Быть автором пока еще почетно. Но и то в относительном, а не в абсолютном смысле.
Слово Анастасии Мироновой: «
В переводе на русский это означает «литература – последнее прибежище негодяя». Позиция автора – сейвик для личного профиля: «Писателя читают долго» (не будем разочаровывать Анастасию).
Читательская масса – не более чем инструмент, обеспечивающий сохранность писательской личности. Читатель – средство, а не цель.
Для самого читателя литература из сферы продуцирования сил, эмоций, характера, морального сознания превратилась в сферу истощения.
«Читатель» – нет такого сейва, сохраненки для личности. Книга стала жвачкой, чем-то бесполезным, заполняющим время, отпущенное на нее. Читать – значит убивать время. Значит, заниматься ничем. Делать что-то такое, что не имеет никакого результата, практической пользы.
Точка зрения не новая. Читающего человека и раньше часто называли бездельником. «Все работают, а он только книжечки почитывает». Но только сейчас этот старый взгляд воплощен в жизнь, стал отражением происходящего в литературе. Читать – значит выпасть из жизни, значит – перестать развиваться.
Однако даже ничто, в которое превратилась литература в последние десятилетия это тоже нечто. Только негативное в своей основе.

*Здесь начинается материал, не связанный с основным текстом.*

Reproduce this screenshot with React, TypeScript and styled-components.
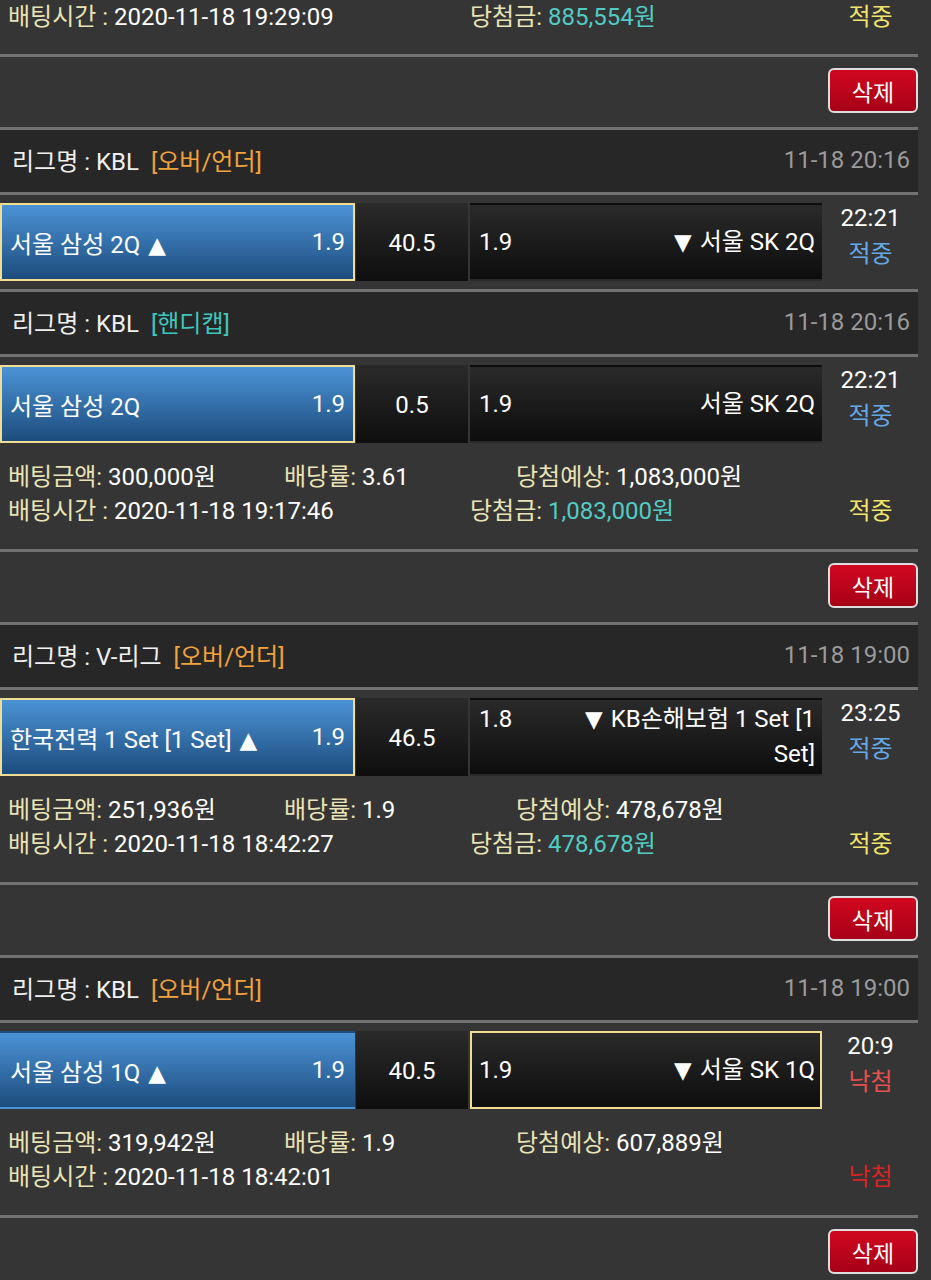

Лишившись своего изначального функционального назначения, но не перестав существовать физически, литература и книгоиздание превратились в нечто противоположное, не в сферу развития личности, а в сферу ее деградации. Продуктивная пара «производство-потребление» сменилась на свою противоположность – дегенеративное производство и такое же дегенеративное потребление.
Такова общественная функция современной литературы – оглупление, деинтеллектуализация личности, ее обуздание, содержание в загоне семейной саги, в узде эротомании, на поводке коротких и маленьких политизированных мыслей-лозунгов, в кругу малых дел.
В какой-то мере такой переход был неизбежен. Не может же быть такого, чтоб все общество отступало, впадало в спячку, а литература по-прежнему будила и звала. У общества действительно оказался прочный желудок. Оно проглотило и литературу. Перспектив роста нет, будущее отменили. Весь XX век шла разборка с большими идеями. Следовало их выветрить и из литературы.
Мысль Владимира Войновича, о том, что «свобода лучше литературы» следует прочитывать не только в том смысле, что всеобщее чтение – признак тоталитаризма, а при демократии можно и не читать, но и в том, что у литературы в эпоху падения всеобщих смыслов и ценностей остается лишь одна функция – идеологическая. Идеи ушли, осталась идеология, причем такая, которая исключит появление любых иных, альтернативных.
Это интуитивно чувствовалось у нас на протяжении последних десятилетий. Закрепилось и оформилось в виде двухпартийной системы – либеральной и консервативно-патриотической. И в том, и в другом лагере эстетическая ценность текстов и моральный авторитет писателя определялись его политическими убеждениями. В обоих партиях текст имел смысл только тогда, когда попадал в определенную идеологическую струю.
Важны были не творческие достижения, а верность догматике. Слово «творчество» вообще стало малоупотребительным. И потому что его не стало, и потому, что оно не требовалось. Творчество предполагало новизну, новизна – выход за колючую проволоку разговоров о сталинских лагерях или дедовскую деревенскую поскотину. Без творчества письмо стало идеологизированным, имитационным, шаблонным, схематичным. В том лагере – плывут пароходы с заключенными, и несется плач интеллигенции по чему-нибудь, в этом – благодатно дымит святая печная Русь, мужики и бабы расселись на завалинке. Там требовался доморощенный модернизм. Здесь верность заветам классики (несмотря на то, что та вовсе не была деревенской), высокому дедушкиному реализму.
Собственно, в этих условиях и критика потеряла всякий смысл как оценка эстетических достоинств. Текст мог быть воспринят только с точки зрения идеологической значимости – неважно, память ли это о тоталитарной травме, прославление сексуальной свободы, гуманного отношения к меньшинствам или «развитие традиций».
Написать что-то вразрез, самому, выпадая из предписанных тем и положений, означало остаться за бортом очерченного литературным «светом» пространства большой литературы.